Was die Maori angeht, so zeigt sich hier der deutlichste Unterschied zu Australien: Wo in Australien wie gesagt langsam erst ein Annäherungsprozess stattfindet, sind die Maori in Neuseeland nicht nur voll integriert, sondern ein maßgeblicher Bevölkerungsteil. Die Erklärung dafür ist relativ einfach: Als die ersten Siedler in Australien ankamen, waren die Aborigines eben kleine Gruppen von Jägern und Sammlern, wohingegen die Maori, aus Polynesien und wesentlich später nach Neuseeland kommend, bereits deutlich weiterführende Gesellschaftsstrukturen hatten.

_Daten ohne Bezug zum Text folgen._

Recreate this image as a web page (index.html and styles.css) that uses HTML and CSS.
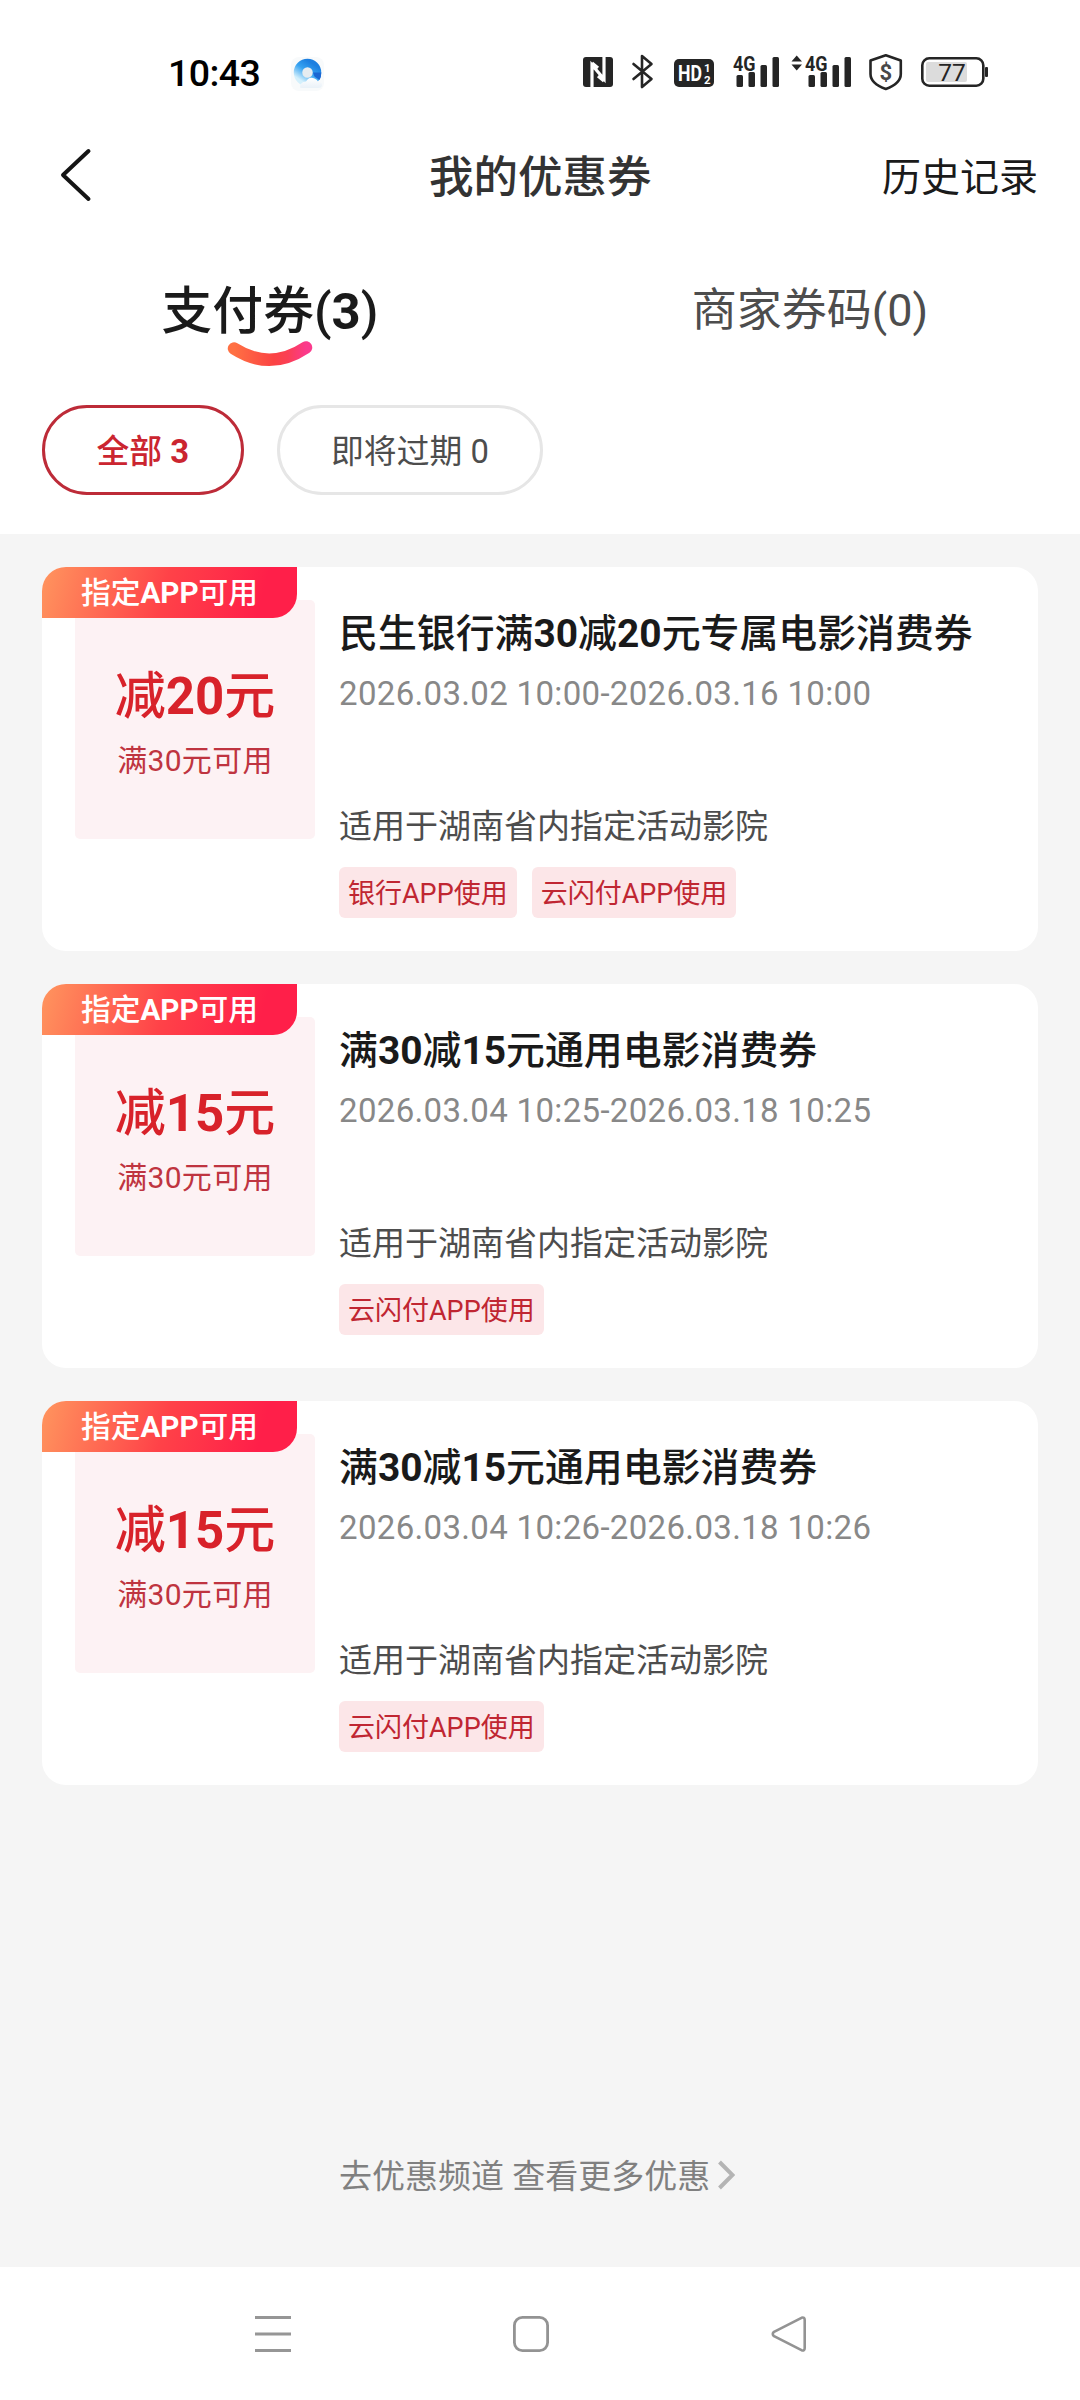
FILE: index.html
```html
<!DOCTYPE html>
<html lang="zh-CN">
<head>
<meta charset="utf-8">
<title>我的优惠券</title>
<link rel="stylesheet" href="styles.css">
</head>
<body>
<div class="screen">
  <header class="status">
    <span class="clock">10:43</span>
    <svg class="browser-icon" width="36" height="40" viewBox="0 0 36 40">
      <defs>
        <linearGradient id="ring" x1="0.8" y1="0.05" x2="0.2" y2="0.95">
          <stop offset="0" stop-color="#1c7fe0"/><stop offset="0.45" stop-color="#35a2f1"/><stop offset="1" stop-color="#d4f0fc"/>
        </linearGradient>
        <linearGradient id="cloud" x1="0" y1="0" x2="0" y2="1">
          <stop offset="0" stop-color="#ffffff"/><stop offset="1" stop-color="#e9f1f8"/>
        </linearGradient>
      </defs>
      <rect x="2" y="5" width="33" height="34" rx="8" fill="#f8fafb"/>
      <circle cx="18.500" cy="20.500" r="9.500" fill="#e6ecf0" stroke="url(#ring)" stroke-width="8.500"/>
      <path d="M24 20.500H32.300Q32.300 25 30.500 28L25.500 24.500Z" fill="#1a66d2"/>
      <path d="M11 35.500Q11 30 17 29.500Q20 24 25.500 26.500Q28 27.500 29 29.500Q33.500 30 33 33.500Q32.500 36 29 36H13Z" fill="url(#cloud)"/>
    </svg>
    <svg class="system-icons" width="410" height="40" viewBox="580 52 410 40">
      <g fill="#252525">
        <rect x="583" y="57" width="30" height="30" rx="3"/>
        <path d="M592 87V65L604 79V57" fill="none" stroke="#fff" stroke-width="3.200"/>
        <path d="M592 63L598 68M604 81L598 76" fill="none" stroke="#fff" stroke-width="3.200"/>
        <path d="M633.500 64L651.500 79L642 87V56L651.500 64L633.500 79" fill="none" stroke="#252525" stroke-width="2.600" stroke-linejoin="round" stroke-linecap="round"/>
        <rect x="674" y="59" width="40" height="28" rx="5"/>
        <rect x="736.500" y="75" width="6.500" height="12" rx="1.500"/>
        <rect x="748.500" y="72" width="6.500" height="15" rx="1.500"/>
        <rect x="760.500" y="65" width="6.500" height="22" rx="1.500"/>
        <rect x="772.500" y="57" width="6.500" height="30" rx="1.500"/>
        <path d="M791.500 61.500L796.700 55.500L802 61.500ZM791.500 64.500L796.700 70.500L802 64.500Z"/>
        <rect x="808.500" y="75" width="6.500" height="12" rx="1.500"/>
        <rect x="820.500" y="72" width="6.500" height="15" rx="1.500"/>
        <rect x="832.500" y="65" width="6.500" height="22" rx="1.500"/>
        <rect x="844.500" y="57" width="6.500" height="30" rx="1.500"/>
        <rect x="985" y="67" width="3" height="10" rx="1"/>
      </g>
      <path d="M885.800 55.300L900.800 60.500V74Q900.800 83.500 885.800 89Q870.500 83.500 870.500 74V60.500Z" fill="none" stroke="#252525" stroke-width="2.600" stroke-linejoin="round"/>
      <rect x="926" y="62" width="41" height="20" rx="2" fill="#dcdcdc"/>
      <rect x="922.300" y="58.300" width="61" height="27.400" rx="7" fill="none" stroke="#252525" stroke-width="2.600"/>
      <g class="glyph">
        <text x="678" y="81" font-size="22.500" font-weight="700" fill="#fff" textLength="24" lengthAdjust="spacingAndGlyphs">HD</text>
        <text x="704" y="71.500" font-size="11.500" font-weight="700" fill="#fff">1</text>
        <text x="704" y="83.500" font-size="11.500" font-weight="700" fill="#fff">2</text>
        <text x="733" y="70.500" font-size="21" font-weight="700" fill="#252525" stroke="#fff" stroke-width="2" paint-order="stroke" textLength="22.500" lengthAdjust="spacingAndGlyphs">4G</text>
        <text x="805" y="70.500" font-size="21" font-weight="700" fill="#252525" stroke="#fff" stroke-width="2" paint-order="stroke" textLength="22.500" lengthAdjust="spacingAndGlyphs">4G</text>
        <text x="885.800" y="80" font-size="22" font-weight="700" fill="#484848" text-anchor="middle">$</text>
        <text x="952" y="81" font-size="24.500" fill="#252525" text-anchor="middle">77</text>
      </g>
    </svg>
  </header>

  <nav class="titlebar">
    <svg class="back" width="32" height="54" viewBox="0 0 32 54"><path d="M28.500 3L3 27L28.500 51" fill="none" stroke="#151515" stroke-width="4" stroke-linecap="round" stroke-linejoin="round"/></svg>
    <h1 class="page-title">我的优惠券</h1>
    <a class="history">历史记录</a>
  </nav>

  <div class="tabs">
    <div class="tab tab-active">支付券(<b>3</b>)
      <svg class="smile" width="86" height="26" viewBox="0 0 86 26">
        <defs><linearGradient id="smile" x1="0" y1="0" x2="1" y2="0"><stop offset="0" stop-color="#ff7043"/><stop offset="0.55" stop-color="#fb4343"/><stop offset="0.75" stop-color="#fb3f55"/><stop offset="1" stop-color="#fb3a8c"/></linearGradient></defs>
        <path d="M7 7.500Q43 30.500 79 6.500" fill="none" stroke="url(#smile)" stroke-width="12.500" stroke-linecap="round"/>
      </svg>
    </div>
    <div class="tab">商家券码(0)</div>
  </div>

  <div class="filters">
    <span class="pill pill-active">全部 <b>3</b></span>
    <span class="pill">即将过期 0</span>
  </div>

  <main class="list">
    <article class="card">
      <span class="badge">指定<b>APP</b>可用</span>
      <div class="value"><strong class="amount">减<b>20</b>元</strong><span class="condition">满30元可用</span></div>
      <div class="info">
        <h2 class="name">民生银行满<b>30</b>减<b>20</b>元专属电影消费券</h2>
        <p class="dates">2026.03.02 10:00-2026.03.16 10:00</p>
        <p class="scope">适用于湖南省内指定活动影院</p>
        <div class="tags"><span class="tag">银行APP使用</span><span class="tag">云闪付APP使用</span></div>
      </div>
    </article>
    <article class="card">
      <span class="badge">指定<b>APP</b>可用</span>
      <div class="value"><strong class="amount">减<b>15</b>元</strong><span class="condition">满30元可用</span></div>
      <div class="info">
        <h2 class="name">满<b>30</b>减<b>15</b>元通用电影消费券</h2>
        <p class="dates">2026.03.04 10:25-2026.03.18 10:25</p>
        <p class="scope">适用于湖南省内指定活动影院</p>
        <div class="tags"><span class="tag">云闪付APP使用</span></div>
      </div>
    </article>
    <article class="card">
      <span class="badge">指定<b>APP</b>可用</span>
      <div class="value"><strong class="amount">减<b>15</b>元</strong><span class="condition">满30元可用</span></div>
      <div class="info">
        <h2 class="name">满<b>30</b>减<b>15</b>元通用电影消费券</h2>
        <p class="dates">2026.03.04 10:26-2026.03.18 10:26</p>
        <p class="scope">适用于湖南省内指定活动影院</p>
        <div class="tags"><span class="tag">云闪付APP使用</span></div>
      </div>
    </article>
    <a class="more">去优惠频道 查看更多优惠
      <svg width="18" height="30" viewBox="0 0 18 30"><path d="M2.500 2L15.500 15L2.500 28" fill="none" stroke="#b4b4b4" stroke-width="4"/></svg>
    </a>
  </main>

  <footer class="navbar">
    <svg width="36" height="36" viewBox="0 0 36 36"><path d="M0 1.500H36M0 18H36M0 34.500H36" stroke="#969696" stroke-width="3"/></svg>
    <svg width="36" height="36" viewBox="0 0 36 36"><rect x="1.400" y="1.400" width="33.200" height="33.200" rx="8" fill="none" stroke="#939393" stroke-width="2.800"/></svg>
    <svg width="36" height="36" viewBox="0 0 36 36"><path d="M3 15.800L30.500 1.800Q33.700 0.800 33.700 4V32Q33.700 35.200 30.500 34.200L3 20.200Q0.500 18 3 15.800Z" fill="none" stroke="#939393" stroke-width="2.600" stroke-linejoin="round"/></svg>
  </footer>
</div>
</body>
</html>
```
FILE: styles.css
```css
* { box-sizing: border-box; }

body {
  margin: 0;
  background: #fff;
  color: #1a1a1a;
  font-family: Roboto, "Noto Sans CJK SC", sans-serif;
}

h1, h2, p { margin: 0; font-weight: 400; }

svg { display: block; flex: none; }

.screen {
  width: 1080px;
  height: 2400px;
  display: flex;
  flex-direction: column;
  overflow: hidden;
}

.status {
  height: 132px;
  padding: 12px 90px 0 168px;
  display: flex;
  align-items: center;
}

.clock {
  width: 121px;
  padding-top: 2px;
  font-size: 37.5px;
  font-weight: 500;
  letter-spacing: -0.6px;
  color: #000;
}

.system-icons { margin-left: auto; }

.glyph { font-family: Roboto, sans-serif; }

.titlebar {
  height: 88px;
  padding: 0 42px 0 60px;
  display: flex;
  align-items: center;
}

.back { margin-top: -2px; }

.page-title {
  margin-left: 337px;
  padding-top: 3px;
  font-size: 44.5px;
  font-weight: 500;
  line-height: 60px;
  color: #333;
}

.history {
  margin-left: auto;
  padding-top: 3px;
  font-size: 39px;
  line-height: 60px;
}

.tabs {
  height: 185px;
  display: flex;
  padding-top: 56px;
}

.tab {
  position: relative;
  flex: 1;
  text-align: center;
  font-size: 45px;
  line-height: 70px;
  color: #4d4d4d;
}

.tab-active {
  font-size: 50.8px;
  font-weight: 500;
  line-height: 72px;
  color: #1a1a1a;
}

.smile {
  position: absolute;
  left: 227px;
  top: 65px;
}

.filters {
  height: 129px;
  padding: 0 42px;
  display: flex;
  align-items: flex-start;
  gap: 33px;
}

.pill {
  height: 90px;
  padding: 0 51.5px;
  border: 3px solid #e6e6e6;
  border-radius: 45px;
  font-size: 32.8px;
  line-height: 88px;
  color: #4d4d4d;
}

.pill-active {
  border-color: #bd2b38;
  color: #cb2530;
  font-weight: 500;
}

.list {
  height: 1733px;
  padding: 33px 42px 0;
  background: #f5f5f5;
  display: flex;
  flex-direction: column;
  gap: 33px;
}

.card {
  position: relative;
  height: 384px;
  padding: 33px 33px 0;
  border-radius: 24px;
  background: #fff;
  display: flex;
  gap: 24px;
}

.badge {
  position: absolute;
  left: 0;
  top: 0;
  width: 255px;
  height: 51px;
  border-radius: 24px 0 24px 0;
  background: linear-gradient(105deg, #ff955e 0%, #ff4248 48%, #ff1f49 85%);
  color: #fff;
  font-size: 29.7px;
  font-weight: 500;
  line-height: 52px;
  text-align: center;
}

.value {
  width: 240px;
  height: 239px;
  padding-top: 62px;
  border-radius: 5px;
  background: #fdf2f4;
  display: flex;
  flex-direction: column;
  align-items: center;
}

.amount {
  font-size: 51px;
  font-weight: 500;
  line-height: 70px;
  color: #d8222a;
}

.condition {
  margin-top: 9px;
  font-size: 30px;
  line-height: 40px;
  letter-spacing: 0.3px;
  color: #bf3440;
}

.info { padding-top: 7px; }

.name {
  font-size: 38.9px;
  font-weight: 500;
  line-height: 54px;
}

.dates {
  margin-top: 10px;
  font-size: 33px;
  line-height: 46px;
  letter-spacing: 0.33px;
  color: #888;
}

.scope {
  margin-top: 87px;
  font-size: 33px;
  line-height: 46px;
  color: #4d4d4d;
}

.tags {
  margin-top: 17px;
  display: flex;
  gap: 15px;
}

.tag {
  height: 51px;
  padding: 0 9px;
  border-radius: 6px;
  background: #fce6e8;
  font-size: 27px;
  line-height: 54px;
  color: #c02632;
}

.more {
  margin-top: 336px;
  padding-left: 297px;
  display: flex;
  align-items: center;
  gap: 7px;
  font-size: 33px;
  line-height: 46px;
  color: #808080;
}

.more svg { margin-top: -4px; }

.navbar {
  height: 133px;
  padding: 0 273px 0 255px;
  display: flex;
  justify-content: space-between;
  align-items: center;
}
```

Wo in Australien also keinerlei Widerstand aufkam, darf man sich die europäische Ankunft in Neuseeland eher so vorstellen als dass einige große und sich ihrer Kraft sehr bewusste Maori mit über der Brust verschränkten Armen am Strand standen und gewissermaßen mit der Attitüde „Na, kleiner weißer Mann, was haben wir denn vor?“ auf die ersten Europäer runterguckten (generell sind die Maori eher stämmig bis nach unseren Maßstäben fett und nicht gerade klein gewachsen). Damit war gleich ein völlig anderer Ausgangspunkt erreicht.
Im Jahre 1840 kam es zu einer Treaty zwischen der britischen Krone und den maßgeblichen Chiefs, die Rechte und Pflichten zwischen Briten und Maori zweisprachig auslegte: Die nationale Souveränität wurde der Krone zugesprochen, der Landbesitz verblieb den Maori – weiße Siedler mussten Land also von den Maori kaufen oder pachten! Später wurde auch die Verfassung zweisprachig gehalten. Die weißen Neuseeländer sind durchaus stolz auf die Maori Vergangenheit, was sich spätestens beim Rugby (das Nationalheiligtum) zeigt, wo die „All Blacks“ vor jedem Spiel den Haka, den maorischen „Kriegstanz“, aufführen.
Generell hatten die Maori wie gesagt schon weitgehende Stammesstrukturen und politische Verzweigungen. Da sie insbesondere mit Süßkartoffeln und Weizen in Neuseeland ankamen hatten sie auch die Voraussetzungen für Überschüsse und damit – im Gegensatz zu den Aborigines – die Möglichkeit, politische Staatsgebilde und Handwerk, kurz eine höhere Bevölkerungsdichte, zu ermöglichen.
Mit dem Pounamu – Jade – hatten sie auch eine Art von Stein, der sich gut bearbeiten ließ und für Schmuck und Zeremonien, vor allem aber als Waffe und fast eisenwertiges Werkzeug verwendbar war. Auch damit waren die Voraussetzungen für die Maori grundlegend viel versprechender.
Die Hauptbesiedlung durch die Maori fand zunächst auf der wärmeren und weniger schroffen Nordinsel statt, die Südinsel wurde lediglich für Fischfangexkursionen und zum Abbau von Pounamu genutzt. Erst als es auf der Nordinsel langsam eng wurde begannen die ersten ernsthaften Besiedlungen auf der Südinsel.
Dass die Maori letztlich aber auch nur Menschen sind, zeigte sich spätestens dann, als sie durch Handel mit den Weißen an Musketen gelangten: Sofort kam es zum Krieg zwischen den Stämmen, den „Musketeer Wars“, die wohl ein prächtiges Gemetzel gewesen sein müssen.
Nun ja, generell und unterm Strich, ein sehr schönes Land und wirklich nette Menschen – für mich persönlich aber eher etwas für den Urlaub als zum Leben, dafür bin ich dann doch zu sehr Großstädter.